Your task: Read through the entries below and return each line with the word "screenshot".

[Front-end source files]
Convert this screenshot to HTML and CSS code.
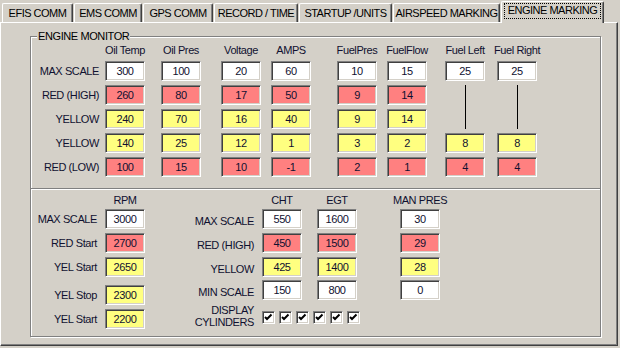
FILE: index.html
```html
<!DOCTYPE html>
<html lang="en">
<head>
  <meta charset="UTF-8" />
  <title>Engine Marking</title>
  <link rel="stylesheet" href="styles.css">
</head>
<body>
  <div class="tabs">
    <div class="tab tab-efis">EFIS COMM</div>
    <div class="tab tab-ems">EMS COMM</div>
    <div class="tab tab-gps">GPS COMM</div>
    <div class="tab tab-record">RECORD / TIME</div>
    <div class="tab tab-startup">STARTUP /UNITS</div>
    <div class="tab tab-airspeed">AIRSPEED MARKING</div>
    <div class="tab tab-engine active"><span class="focus">ENGINE MARKING</span></div>
  </div>

  <div class="page">
    <div class="group">
      <span class="group-title">ENGINE MONITOR</span>

      <div class="monitor">
        <div></div>
        <div class="head">Oil Temp</div>
        <div class="head">Oil Pres</div>
        <div class="head">Voltage</div>
        <div class="head">AMPS</div>
        <div class="head">FuelPres</div>
        <div class="head">FuelFlow</div>
        <div class="head">Fuel Left</div>
        <div class="head">Fuel Right</div>

        <div class="label">MAX SCALE</div>
        <div class="field">300</div>
        <div class="field">100</div>
        <div class="field">20</div>
        <div class="field">60</div>
        <div class="field">10</div>
        <div class="field">15</div>
        <div class="field">25</div>
        <div class="field">25</div>

        <div class="link link-left"></div>
        <div class="link link-right"></div>

        <div class="label">RED (HIGH)</div>
        <div class="field red">260</div>
        <div class="field red">80</div>
        <div class="field red">17</div>
        <div class="field red">50</div>
        <div class="field red">9</div>
        <div class="field red">14</div>

        <div class="label">YELLOW</div>
        <div class="field yellow">240</div>
        <div class="field yellow">70</div>
        <div class="field yellow">16</div>
        <div class="field yellow">40</div>
        <div class="field yellow">9</div>
        <div class="field yellow">14</div>

        <div class="label">YELLOW</div>
        <div class="field yellow">140</div>
        <div class="field yellow">25</div>
        <div class="field yellow">12</div>
        <div class="field yellow">1</div>
        <div class="field yellow">3</div>
        <div class="field yellow">2</div>
        <div class="field yellow">8</div>
        <div class="field yellow">8</div>

        <div class="label">RED (LOW)</div>
        <div class="field red">100</div>
        <div class="field red">15</div>
        <div class="field red">10</div>
        <div class="field red">-1</div>
        <div class="field red">2</div>
        <div class="field red">1</div>
        <div class="field red">4</div>
        <div class="field red">4</div>
      </div>

      <div class="lower">
        <div class="block rpm">
          <div class="row top"><div class="label"></div><div class="head">RPM</div></div>
          <div class="row"><div class="label">MAX SCALE</div><div class="field">3000</div></div>
          <div class="row"><div class="label">RED Start</div><div class="field red">2700</div></div>
          <div class="row"><div class="label">YEL Start</div><div class="field yellow">2650</div></div>
          <div class="row spaced"><div class="label">YEL Stop</div><div class="field yellow">2300</div></div>
          <div class="row"><div class="label">YEL Start</div><div class="field yellow">2200</div></div>
        </div>

        <div class="block temps">
          <div class="row top"><div class="label"></div><div class="head">CHT</div><div class="head egt">EGT</div></div>
          <div class="row"><div class="label">MAX SCALE</div><div class="field">550</div><div class="field egt">1600</div></div>
          <div class="row"><div class="label">RED (HIGH)</div><div class="field red">450</div><div class="field red egt">1500</div></div>
          <div class="row"><div class="label">YELLOW</div><div class="field yellow">425</div><div class="field yellow egt">1400</div></div>
          <div class="row tight"><div class="label">MIN SCALE</div><div class="field">150</div><div class="field egt">800</div></div>
          <div class="row checks">
            <div class="label">DISPLAY<br>CYLINDERS</div>
            <div class="boxes">
              <span class="check"><svg viewBox="0 0 11 11" width="11" height="11"><path d="M2 5 L4 7 L8.5 2.5" /></svg></span>
              <span class="check"><svg viewBox="0 0 11 11" width="11" height="11"><path d="M2 5 L4 7 L8.5 2.5" /></svg></span>
              <span class="check"><svg viewBox="0 0 11 11" width="11" height="11"><path d="M2 5 L4 7 L8.5 2.5" /></svg></span>
              <span class="check"><svg viewBox="0 0 11 11" width="11" height="11"><path d="M2 5 L4 7 L8.5 2.5" /></svg></span>
              <span class="check"><svg viewBox="0 0 11 11" width="11" height="11"><path d="M2 5 L4 7 L8.5 2.5" /></svg></span>
              <span class="check"><svg viewBox="0 0 11 11" width="11" height="11"><path d="M2 5 L4 7 L8.5 2.5" /></svg></span>
            </div>
          </div>
        </div>

        <div class="block man">
          <div class="row top"><div class="head">MAN PRES</div></div>
          <div class="row"><div class="field">30</div></div>
          <div class="row"><div class="field red">29</div></div>
          <div class="row"><div class="field yellow">28</div></div>
          <div class="row tight"><div class="field">0</div></div>
        </div>
      </div>
    </div>
  </div>
</body>
</html>
```

FILE: styles.css
```css
body {
  margin: 0;
  background-color: #d4d0c8;
  color: #101030;
  font-family: 'Liberation Sans', Arial, sans-serif;
  font-size: 11px;
  letter-spacing: -0.4px;
}

/* tab strip */
.tabs {
  display: flex;
  align-items: flex-end;
  gap: 1px;
  height: 22px;
  padding-left: 2px;
}
.tab {
  box-sizing: border-box;
  height: 19px;
  padding-top: 3px;
  border-top: 1px solid #fff;
  border-left: 1px solid #fff;
  border-right: 1px solid #404040;
  border-radius: 2px 2px 0 0;
  box-shadow: inset -1px 0 0 #808080;
  background-color: #d4d0c8;
  color: #000;
  line-height: 13px;
  text-align: center;
  white-space: nowrap;
  letter-spacing: -0.5px;
}
.tab-efis { width: 71px; }
.tab-ems { width: 68px; }
.tab-gps { width: 70px; }
.tab-record { width: 84px; }
.tab-startup { width: 93px; }
.tab-airspeed { width: 107px; }
.tab-engine { width: 103px; }
.tab.active {
  position: relative;
  z-index: 1;
  height: 22px;
  margin-bottom: -1px;
  padding: 1px 2px 0 2px;
}
.focus {
  display: block;
  height: 16px;
  box-sizing: border-box;
  border: 1px dotted #000;
  line-height: 13px;
}

/* tab page */
.page {
  box-sizing: border-box;
  width: 618px;
  height: 324px;
  padding: 13px 0 0 29px;
  border-top: 1px solid #fff;
  border-left: 1px solid #fff;
  border-right: 1px solid #404040;
  border-bottom: 1px solid #404040;
  box-shadow: inset -1px -1px 0 #808080;
}

.group {
  position: relative;
  box-sizing: border-box;
  width: 571px;
  height: 301px;
  border: 1px solid #808080;
  box-shadow: inset 1px 1px 0 #fff, 1px 1px 0 #fff;
}
.group-title {
  position: absolute;
  top: -7px;
  left: 6px;
  padding: 0 1px;
  background-color: #d4d0c8;
  line-height: 13px;
  color: #000;
}

/* common bits */
.head {
  display: flex;
  justify-content: center;
  width: 40px;
  line-height: 14px;
  white-space: nowrap;
}
.label {
  display: flex;
  align-items: center;
  justify-content: flex-end;
  padding-right: 6px;
  white-space: nowrap;
}
.field {
  box-sizing: border-box;
  display: flex;
  align-items: center;
  justify-content: center;
  width: 40px;
  height: 20px;
  border: 1px solid;
  border-color: #808080 #fff #fff #808080;
  box-shadow: inset 1px 1px 0 #404040, inset -1px -1px 0 #d4d0c8;
  background-color: #fff;
}
.red { background-color: #ff8080; }
.yellow { background-color: #ffff80; }

/* upper table */
.monitor {
  box-sizing: border-box;
  display: grid;
  grid-template-columns: 74px 56px 60px 50px 66px 50px 58px 52px 1fr;
  grid-template-rows: 14px repeat(5, 20px);
  row-gap: 4px;
  height: 152px;
  padding-top: 6px;
  border-bottom: 1px solid #808080;
}
.link {
  grid-row: 3 / span 2;
  display: flex;
  justify-content: center;
  width: 40px;
}
.link::before {
  content: "";
  width: 1px;
  background-color: #000;
}
.link-left { grid-column: 8; }
.link-right { grid-column: 9; }

/* lower blocks */
.lower {
  display: flex;
  align-items: flex-start;
  padding-top: 3px;
  border-top: 1px solid #fff;
}
.block {
  display: flex;
  flex-direction: column;
  gap: 4px;
}
.row {
  display: flex;
  height: 20px;
}
.row.top { height: 12px; }
.row.spaced { margin-top: 4px; }
.row.tight { margin-top: -1px; }

.rpm .label {
  box-sizing: border-box;
  width: 74px;
  padding-right: 8px;
}
.temps .label {
  box-sizing: border-box;
  width: 117px;
  padding-right: 8px;
  padding-top: 3px;
}
.temps .egt { margin-left: 15px; }
.man { margin-left: 40px; }

.row.checks {
  height: 26px;
  margin-top: -1px;
  align-items: center;
}
.row.checks .label {
  padding-top: 0;
  line-height: 12.5px;
  text-align: right;
}
.boxes {
  display: flex;
  gap: 4px;
  padding-top: 2px;
}
.check {
  box-sizing: border-box;
  display: flex;
  width: 13px;
  height: 13px;
  border: 1px solid;
  border-color: #808080 #fff #fff #808080;
  box-shadow: inset 1px 1px 0 #404040, inset -1px -1px 0 #d4d0c8;
  background-color: #fff;
}
.check svg path {
  fill: none;
  stroke: #000;
  stroke-width: 2;
}
```
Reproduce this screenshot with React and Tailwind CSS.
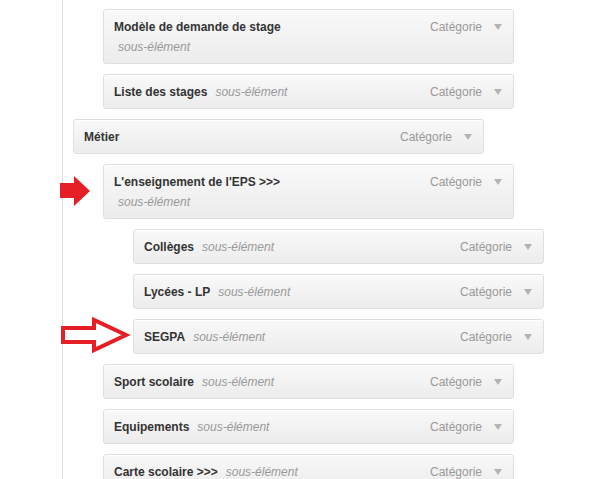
const items = [
  { title: "Modèle de demande de stage", depth: 1, wrap: true },
  { title: "Liste des stages", depth: 1 },
  { title: "Métier", depth: 0, noSub: true },
  { title: "L'enseignement de l'EPS >>>", depth: 1, wrap: true, arrow: "filled" },
  { title: "Collèges", depth: 2 },
  { title: "Lycées - LP", depth: 2 },
  { title: "SEGPA", depth: 2, arrow: "outline" },
  { title: "Sport scolaire", depth: 1 },
  { title: "Equipements", depth: 1 },
  { title: "Carte scolaire >>>", depth: 1 },
];

const indent = ["ml-[10px]", "ml-[40px]", "ml-[70px]"];

const Caret = () => (
  <svg width="8" height="6" viewBox="0 0 8 6" className="ml-[12px] shrink-0">
    <polygon points="0,0 8,0 4,6" fill="#b3b3b3" />
  </svg>
);

const FilledArrow = () => (
  <svg width="34" height="32" viewBox="0 0 34 32" className="absolute left-[-45px] top-[11px]">
    <polygon points="2,8 16,8 16,1 32,16 16,31 16,23 2,23" fill="#e61e25" />
  </svg>
);

const OutlineArrow = () => (
  <svg width="72" height="40" viewBox="0 0 72 40" className="absolute left-[-73px] top-[-3px]">
    <polygon
      points="3,12 34,12 34,4 66,19 34,34 34,26 3,26"
      fill="none"
      stroke="#e61e25"
      strokeWidth="4"
      strokeLinejoin="miter"
    />
  </svg>
);

const MenuItem = ({ item }) => (
  <div className={`relative ${indent[item.depth]}`}>
    {item.arrow === "filled" && <FilledArrow />}
    {item.arrow === "outline" && <OutlineArrow />}
    <div
      className={`w-[411px] flex justify-between border border-[#dfdfdf] rounded-[3px] bg-gradient-to-b from-[#f9f9f9] to-[#ececec] shadow-[inset_0_1px_0_#fff] pl-[10px] pr-[11px] text-[12px] ${
        item.wrap ? "items-start pt-[7px] pb-[6px] leading-[20px]" : "h-[35px] items-center pt-[1px] leading-[32px]"
      }`}
    >
      <div className="min-w-0">
        <span className="font-bold text-[#333]">{item.title}</span>
        {!item.noSub &&
          (item.wrap ? (
            <span className="block pl-[4px] italic text-[#999]">sous-élément</span>
          ) : (
            <span className="pl-[8px] italic text-[#999]">sous-élément</span>
          ))}
      </div>
      <div className={`flex items-center text-[#999] ${item.wrap ? "h-[20px]" : ""}`}>
        <span>Catégorie</span>
        <Caret />
      </div>
    </div>
  </div>
);

export default function App() {
  return (
    <div className="w-[615px] h-[479px] overflow-hidden bg-white font-['Liberation_Sans',Arial,sans-serif]">
      <div className="ml-[62px] h-full border-l border-[#dfdfdf] pt-[9px] flex flex-col gap-[10px]">
        {items.map((item) => (
          <MenuItem key={item.title} item={item} />
        ))}
      </div>
    </div>
  );
}
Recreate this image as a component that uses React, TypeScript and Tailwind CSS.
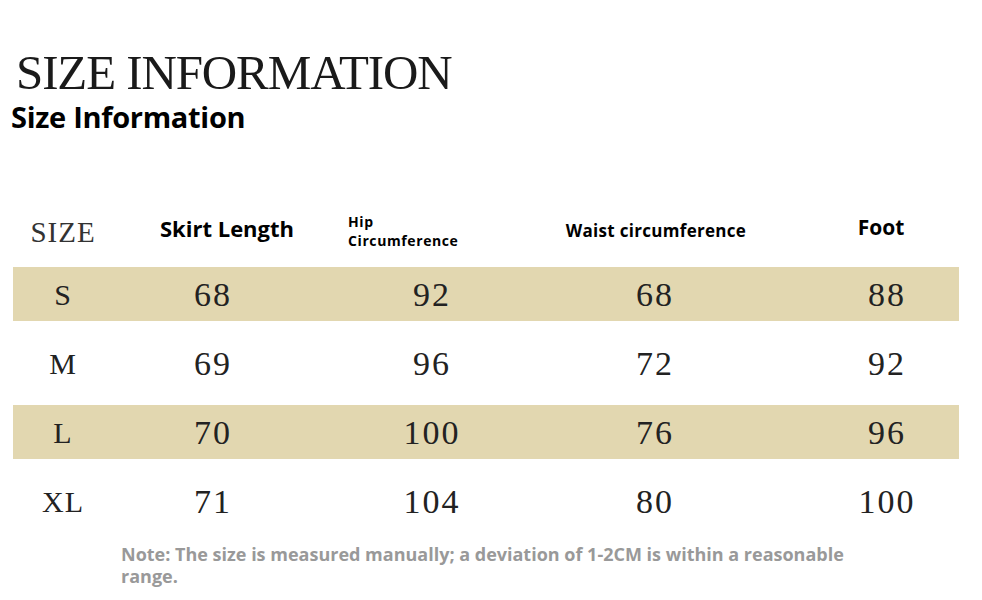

Result of this task:
Convert this screenshot to HTML and CSS code.
Reproduce this screenshot with React and Tailwind CSS.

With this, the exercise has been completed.